Trust between an author and his potential audience is paramount.
Consider UP Playwrights' Theatre's "Distrito de Molo," composed of three vignettes, all set in the Molo district of Iloilo City but in different time periods. The first story sounds like your typical period piece, while the other two merge the real with the mythical.
On paper, this production reads like a team made in heaven. It is written by Palanca Hall of Famer Leoncio Deriada, with a Filipino translation by Allan Palileo. The director is Tony Mabesa, and the cast includes some of the most reliable names in the industry: Frances Makil-Ignacio, Adriana Agcaoili, Dolly de Leon, Neil Ryan Sese, Missy Maramara, to name a few.
Not up to scratch
But what happens when the material is not up to scratch to begin with?
Throughout this play, one gets the impression of a writer who does not trust his audience enough to be able to get his story's milieu. Place names are repeated again and again; the dialogue becomes lectures; and the characters, instead of showing, tell and tell and tell their histories and situations.
It's hard to acquire some semblance of dramatic traction when even the characters' emotions are spelled out down to the final teardrop, when whichever direction the plot might be headed is verbalized instead of illustrated.
Is it any wonder, then, that the direction seems unable to find its footing? What is this play going for exactly: Period drama? Farce? Light comedy? This confusion also trickles down to the actors. And, heck, even the set and costumes seem undecided on the look they are meant to achieve.
Prevailing desire
Across the street, in Tanghalang Ateneo's "Boy," there is none of that doubt--whether about what the author is going for, or, soon enough into the play, whether the viewer is game enough to go along for the ride.
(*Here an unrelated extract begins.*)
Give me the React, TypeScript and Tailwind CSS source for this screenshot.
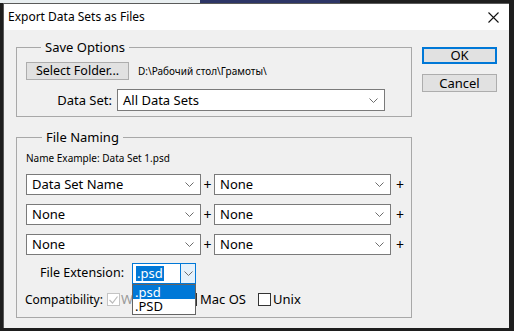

Guelan Luarca translates Anna Ziegler's play based on a real-life case of a Canadian boy whose penis was mutilated as a baby and, under a psychologist's watch, was raised as a girl. But Luarca knows better than to make the foreign setting consequential, a sentiment obviously shared by director Ed Lacson Jr.
The prevailing desire here is to tell a story regardless of origin: to tell it right, in a way that hits the heart in all the right spots.
And that, this small production does quite astoundingly.
There is Teresa Barrozo's topnotch sound design. There is Lacson's set and Barbie Tan-Tiongco's lights cohering into a functional whole in such a small space.
There are the actors, especially Cholo Ledesma, as the titular boy, and Camille Abaya, as the girl he falls for, turning in performances of astonishing maturity; and Mayen Estañero, who, as the boy's mother, simply grabs your soul out of nowhere.
Great unhappiness
In fact, one wouldn't be faulted for thinking this business of grabbing the soul is what this production is really after.
Sadness, after all, is a difficult thing to get right onstage. The temptation towards hysterics is strong, but the pull towards cold-heartedness is just as tough. That point in between--the one that renders sadness as neither exaggeration nor frailty, but simply an all too human attribute--is the hardest to get to.
"Boy" effortlessly eases the viewers into that spot, and before long, the audience no longer just sees the play, but understands the great unhappiness pervading it. It's the audience trusting the play, and the play giving generously in return.